Teen Read Week—The Books

 

Song Yet Sung

Song Yet Sung was chosen for the One Maryland, One Book program in 2009. Bestselling author James McBride illustrates the pre-Civil War era in Maryland’s Easter Shore and the unsettling fight for freedom. The novel provides insight into the tormented life of a slave, the great price for freedom and humanity.
The students who chose to write on James McBride’s Song Yet Sung wrote on themes of freedom and imprisonment. The essays focused on each students own personal view on the issue of slavery. As expected, each student agreed slavery to be unjust.
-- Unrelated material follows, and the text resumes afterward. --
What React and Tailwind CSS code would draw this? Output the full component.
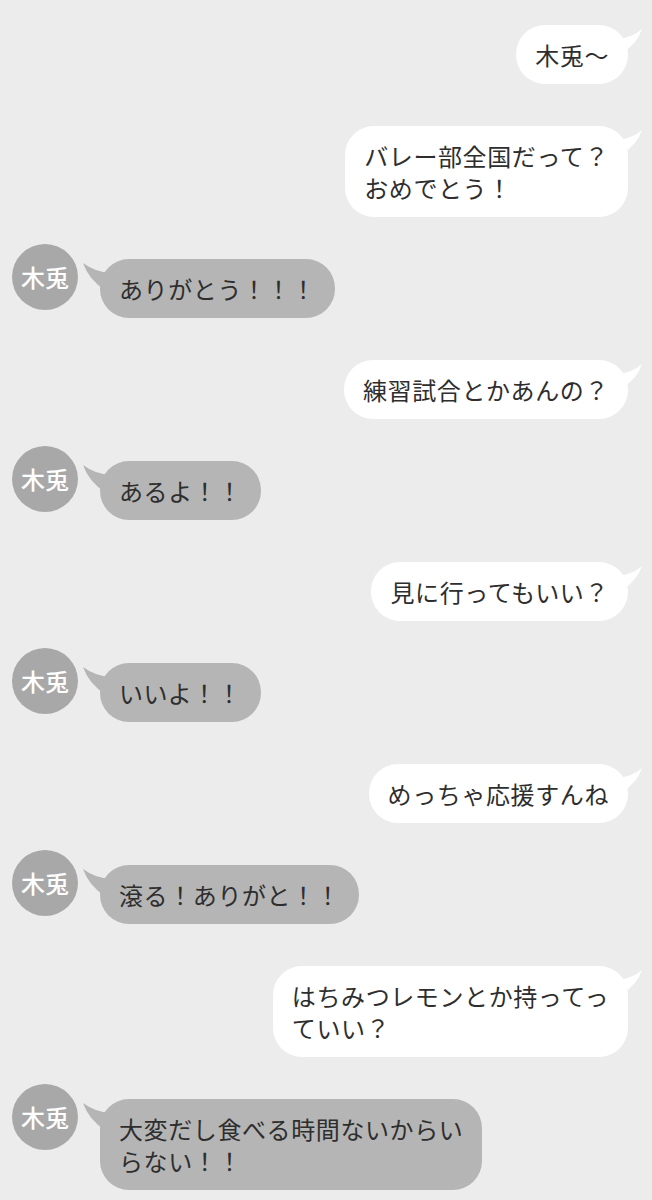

One participant wrote that if he had personally experienced slavery, “I would escape because it is wrong to own someone other than yourself and that I wanted to help others that wanted freedom.”

The Underneath

In Kathi Appelt’s The Underneath is children’s book and Newberry Honor Book. The plotline is simple and easily grasped children. The novel is set between Louisiana and Texas where a forgotten and neglected cat and mistreated dog form an unlikely relationship and share a home underneath an old, run-down house.
Participants wrote on the idea of loneliness versus being alone. One student, Isabelle wrote, “This is loneliness, a bitter and cruel throbbing of the heart and soul for adoration and love.” The students who were involved in writing on the themes found in The Underneath were successful at acknowledging the main idea but failed to create a well-written and thorough analysis of the book and following the directions.

A student wrote, “To be alone means that at a certain moment, you are by yourself, but with the knowledge that someone somewhere cares for you. To be lonely is to have no one by you side, all love and trust is gone; like losing someone close to you.”